Children’s behavior is shaped through lived experiences and observations from which they build models, while parents are taught to learn magic phrases and told to say them nicely.
These models shape the relationship a child has developed with you, with themselves, and with their own ability. That relationship was built over time—not from the clever thing you said, but from experiences that taught them who you are and how you work. Children intuitively play the long game. And aas such are better scientists.
A four-year-old refuses to dress themselves and moves as slowly as possible when their mother insists. She realizes they’re going to be late, and her frustration drives her to dress him yet again. So each morning she dresses him rather than fighting and risking being late.
There is strong data showing that children who do chores are more successful adults. But most children don’t do chores—not because they can’t, but because it takes more effort to get them to do chores than it does to do them yourself. Instead of telling parents that magic words will get children to do chores, the truth is simpler: children will resist. And in the beginning—maybe the first week, maybe the first month—it will be more work to hold the expectation than to do it yourself.
If a salesperson consistently accepts offers below the price needed in order to close deals, eventually the business will suffer. They may sell many cars that day or that week, but at the end of the month, the business is in the red. Conventional parenting often encourages choices that put families—and children—in the red.
If the goal is simply to calm the child in the moment, the most efficient way to do that is often to give the child what they want or remove the expectation. If a tantrum leads adults to assume that the child is unable to tolerate frustration or meet expectations, then the expectation is lowered or removed.
The immediate result may look like success because the distress subsides quickly. But when we step back and observe the relationship over time—three months, six months, a year—we often see that the behavior has not improved and may even have intensified. From the child’s perspective, the model is clear: certain behaviors produce certain results. The child adapts accordingly.
The idea of magic words also places a subtle but constant pressure on parents—one that is unrealistic, unnecessary and judgmental.
If the right sentence is what produces cooperation, then every difficult moment becomes a kind of performance. Did I say it correctly? Was my tone off? Should I have phrased that differently?
And when the behavior doesn’t change, the conclusion is that the adult has failed in that moment. So the response is adjusted. The wording is refined. The explanation becomes more careful, more precise. And the exhaustive effort in search for more perfect language tools continues.
Over time, this creates a different kind of problem. Parents begin to doubt themselves, and in that doubt, they change their approach—subtly, but constantly. A boundary holds one day and softens the next. A consequence appears once and then disappears. The structure shifts from moment to moment.
For the child, this does not produce clarity. It produces the opposite. The pattern becomes harder to read, less predictable, more unstable. And when the environment becomes less clear, children test more, push more, escalate more in an effort to understand what is actually true.

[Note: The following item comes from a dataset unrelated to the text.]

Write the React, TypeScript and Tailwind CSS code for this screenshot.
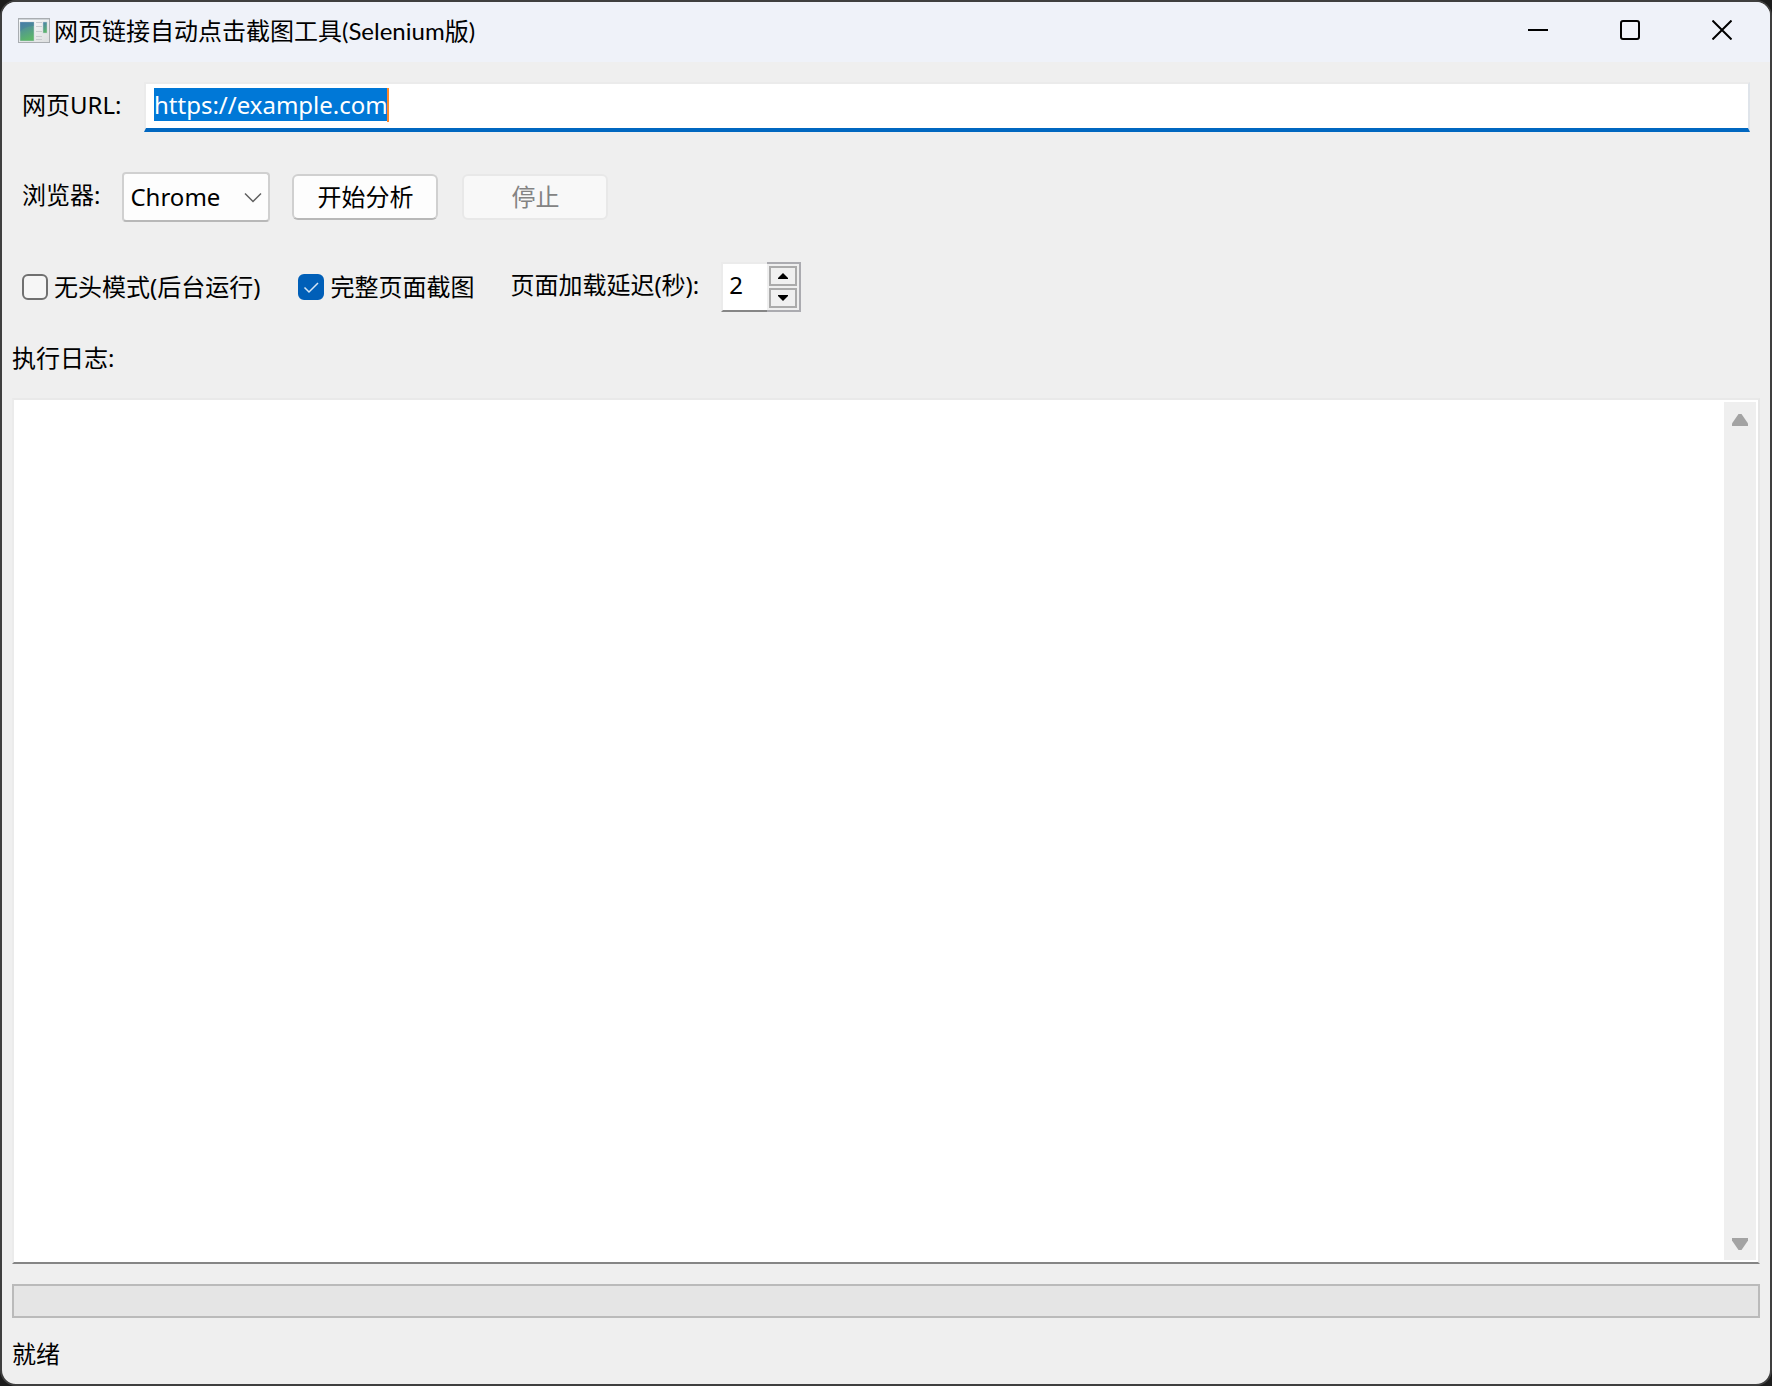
import { useEffect, useRef, useState } from "react";
import type { ReactNode } from "react";

const TitleButton = ({ label, children }: { label: string; children: ReactNode }) => (
  <button type="button" aria-label={label} className="flex w-[92px] items-center justify-center pb-1 hover:bg-black/5">
    <svg width="20" height="20" viewBox="0 0 20 20" fill="none" stroke="#000" strokeWidth="2">
      {children}
    </svg>
  </button>
);

const AppIcon = () => (
  <svg width="32" height="26" viewBox="0 0 32 26" aria-hidden="true">
    <defs>
      <linearGradient id="frame" x1="0" y1="0" x2="1" y2="1">
        <stop offset="0" stopColor="#ffffff" />
        <stop offset="1" stopColor="#dcdedf" />
      </linearGradient>
      <linearGradient id="pane" x1="0" y1="0" x2="0.3" y2="1">
        <stop offset="0" stopColor="#4a7fae" />
        <stop offset="1" stopColor="#5cb56a" />
      </linearGradient>
    </defs>
    <rect x="0.5" y="0.5" width="31" height="24" fill="url(#frame)" stroke="#a9adb1" />
    <rect x="1" y="1" width="30" height="1" fill="#cfd4d8" />
    <rect x="2" y="4" width="14" height="19" fill="url(#pane)" stroke="#c3cdd2" strokeWidth="0.5" />
    <path d="M2 14C5 10 10 8 16 8V4H2Z" fill="#3f75a3" opacity="0.35" />
    <path d="M18 4.5h6M18 8.5h6M18 13.5h6M18 18.5h6M18 21.5h6" stroke="#c9cccf" />
    <rect x="25" y="4" width="4" height="11" fill="url(#pane)" stroke="#c3cdd2" strokeWidth="0.5" />
  </svg>
);

type CheckProps = { label: string; checked: boolean; onChange: (value: boolean) => void };

const Check = ({ label, checked, onChange }: CheckProps) => (
  <label className="flex items-center gap-1.5">
    <span className="relative flex">
      <input
        type="checkbox"
        checked={checked}
        onChange={(e) => onChange(e.target.checked)}
        className="peer size-[26px] appearance-none rounded-md border-2 border-[#707070] bg-[#f6f6f6] checked:border-[#005fb8] checked:bg-[#005fb8]"
      />
      <svg
        className="pointer-events-none absolute inset-0 hidden peer-checked:block"
        width="26"
        height="26"
        viewBox="0 0 26 26"
        fill="none"
        stroke="#d6e6f5"
        strokeWidth="1.5"
      >
        <path d="M6.5 13.5 11 18 20 9" />
      </svg>
    </span>
    {label}
  </label>
);

const stepButton =
  "flex h-5 w-7 items-center justify-center border-2 border-[#ababab] bg-[#f0f0f0]";

export default function App() {
  const urlRef = useRef<HTMLInputElement>(null);
  const [url, setUrl] = useState("https://example.com");
  const [headless, setHeadless] = useState(false);
  const [fullPage, setFullPage] = useState(true);
  const [delay, setDelay] = useState(2);

  useEffect(() => {
    urlRef.current?.focus();
    urlRef.current?.select();
  }, []);

  return (
    <div className="flex min-h-screen flex-col bg-[#1c1c1c] font-['Noto_Sans','Noto_Sans_CJK_SC',sans-serif] text-2xl leading-8 text-black">
      <div className="flex flex-1 flex-col overflow-hidden rounded-2xl border-2 border-[#3f3f3f] bg-[#efefef]">
        <header className="flex h-[60px] bg-[#eff2f9] pr-0.5">
          <div className="flex flex-1 items-center gap-1 pb-0.5 pl-4 font-['Lato','Noto_Sans_CJK_SC',sans-serif]">
            <AppIcon />
            <h1>网页链接自动点击截图工具(Selenium版)</h1>
          </div>
          <TitleButton label="最小化">
            <path d="M0 10h20" />
          </TitleButton>
          <TitleButton label="最大化">
            <rect x="1" y="1" width="18" height="18" rx="2" />
          </TitleButton>
          <TitleButton label="关闭">
            <path d="M0.5 0.5 19.5 19.5M19.5 0.5 0.5 19.5" />
          </TitleButton>
        </header>

        <main className="flex flex-1 flex-col px-2.5 pt-5">
          <div className="flex flex-col gap-10 px-2.5">
            {/* URL */}
            <div className="flex h-[50px] items-center gap-[22px]">
              <label htmlFor="url" className="w-[100px] pb-1">
                网页URL:
              </label>
              <div className="relative flex flex-1">
                <input
                  id="url"
                  ref={urlRef}
                  value={url}
                  onChange={(e) => setUrl(e.target.value)}
                  className="peer h-[50px] w-full border-2 border-b-4 border-t-[#ebebeb] border-r-[#dfe4ea] border-b-[#0067c0] border-l-[#ebebeb] bg-white px-2 pb-1 leading-8 caret-[#ff8728] outline-none selection:bg-[#0078d7] selection:text-white"
                />
                {/* caret at the end of the selected address */}
                {url === "https://example.com" && (
                  <span className="pointer-events-none absolute top-1.5 left-[243px] hidden h-[34px] w-0.5 bg-[#ff8728] peer-focus:block" />
                )}
              </div>
            </div>

            {/* Browser and actions */}
            <div className="flex h-[50px] items-center gap-[22px]">
              <label htmlFor="browser" className="pb-1">
                浏览器:
              </label>
              <div className="relative flex">
                <select
                  id="browser"
                  className="h-[50px] w-[148px] appearance-none rounded-sm border-2 border-[#d0d0d0] border-b-[#b8b8b8] bg-[#fdfdfd] px-1.5 outline-none"
                >
                  <option>Chrome</option>
                  <option>Edge</option>
                  <option>Firefox</option>
                </select>
                <svg
                  className="pointer-events-none absolute top-5 right-2"
                  width="18"
                  height="12"
                  viewBox="0 0 18 12"
                  fill="none"
                  stroke="#5f5f5f"
                  strokeWidth="1.5"
                >
                  <path d="M1 1.5 9 9.5 17 1.5" />
                </svg>
              </div>
              <div className="flex gap-6">
                <button
                  type="button"
                  className="h-[46px] w-[146px] rounded-md border-2 border-[#d0d0d0] border-b-[#b8b8b8] bg-[#fdfdfd]"
                >
                  开始分析
                </button>
                <button
                  type="button"
                  disabled
                  className="h-[46px] w-[146px] rounded-md border-2 border-[#e8e8e8] bg-[#f8f8f8] text-[#838383]"
                >
                  停止
                </button>
              </div>
            </div>

            {/* Options */}
            <div className="flex h-[50px] items-center gap-9">
              <div className="flex gap-[38px]">
                <Check label="无头模式(后台运行)" checked={headless} onChange={setHeadless} />
                <Check label="完整页面截图" checked={fullPage} onChange={setFullPage} />
              </div>
              <div className="flex items-center gap-[22px]">
                <label htmlFor="delay" className="pb-1">
                  页面加载延迟(秒):
                </label>
                <div className="flex h-[50px]">
                  <input
                    id="delay"
                    type="number"
                    value={delay}
                    onChange={(e) => setDelay(Number(e.target.value))}
                    className="w-[46px] appearance-none border-2 border-r-0 border-t-[#ebebeb] border-b-[#868686] border-l-[#ebebeb] bg-white pb-1 pl-1.5 outline-none [appearance:textfield] [&::-webkit-inner-spin-button]:appearance-none"
                  />
                  <div className="flex w-[34px] flex-col justify-between border-2 border-l-0 border-[#ababb0] py-0.5 pl-0.5">
                    <button type="button" aria-label="增加" className={stepButton} onClick={() => setDelay(delay + 1)}>
                      <svg width="10" height="6" viewBox="0 0 10 6">
                        <path d="M5 0 10 5V6H0V5Z" />
                      </svg>
                    </button>
                    <button type="button" aria-label="减少" className={stepButton} onClick={() => setDelay(Math.max(0, delay - 1))}>
                      <svg width="10" height="6" viewBox="0 0 10 6">
                        <path d="M5 6 10 1V0H0V1Z" />
                      </svg>
                    </button>
                  </div>
                </div>
              </div>
            </div>
          </div>

          {/* Log */}
          <label htmlFor="log" className="mt-[30px] mb-6">
            执行日志:
          </label>
          <div className="flex flex-1 border-2 border-t-[#e9e9e9] border-r-[#e6e6e6] border-b-[#858585] border-l-[#ebebeb] bg-white">
            <textarea id="log" readOnly className="flex-1 resize-none p-2 outline-none" />
            <div className="mt-0.5 mr-0.5 mb-0.5 flex w-8 flex-col justify-between bg-[#efefef] pt-3 pb-2.5">
              <button type="button" aria-label="向上滚动" className="flex justify-center">
                <svg width="16" height="12" viewBox="0 0 16 12" fill="#a3a3a3">
                  <path d="M6.5 0h3L16 9.5V12H0V9.5Z" />
                </svg>
              </button>
              <button type="button" aria-label="向下滚动" className="flex justify-center">
                <svg width="16" height="12" viewBox="0 0 16 12" fill="#a3a3a3">
                  <path d="M6.5 12h3L16 2.5V0H0V2.5Z" />
                </svg>
              </button>
            </div>
          </div>

          <div
            role="progressbar"
            aria-label="进度"
            aria-valuenow={0}
            className="mt-5 h-[34px] border-2 border-[#bababa] bg-[#e5e5e5]"
          />
        </main>

        <footer className="px-2.5 pt-5 pb-3.5">就绪</footer>
      </div>
    </div>
  );
}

When boundaries are unclear, children become anxious. And anxious children become defiant in order to assert clarity where there isn’t any.
Children are not evaluating individual moments in isolation. They are not deciding whether to cooperate based on whether a sentence was phrased correctly. They are observing what happens over time. They are tracking patterns. They are asking, implicitly but consistently, whether the person in front of them, or the structure they’re in, holds.
Never before have parents taken parenting more seriously, and children taken parents less seriously.
Maybe it’s time to stop faulting the parents, and start faulting the paradigm.


You’ve changed my parenting and my children are better for it! Thanks for your continued guidance. 🙏🏻💚
Excellent!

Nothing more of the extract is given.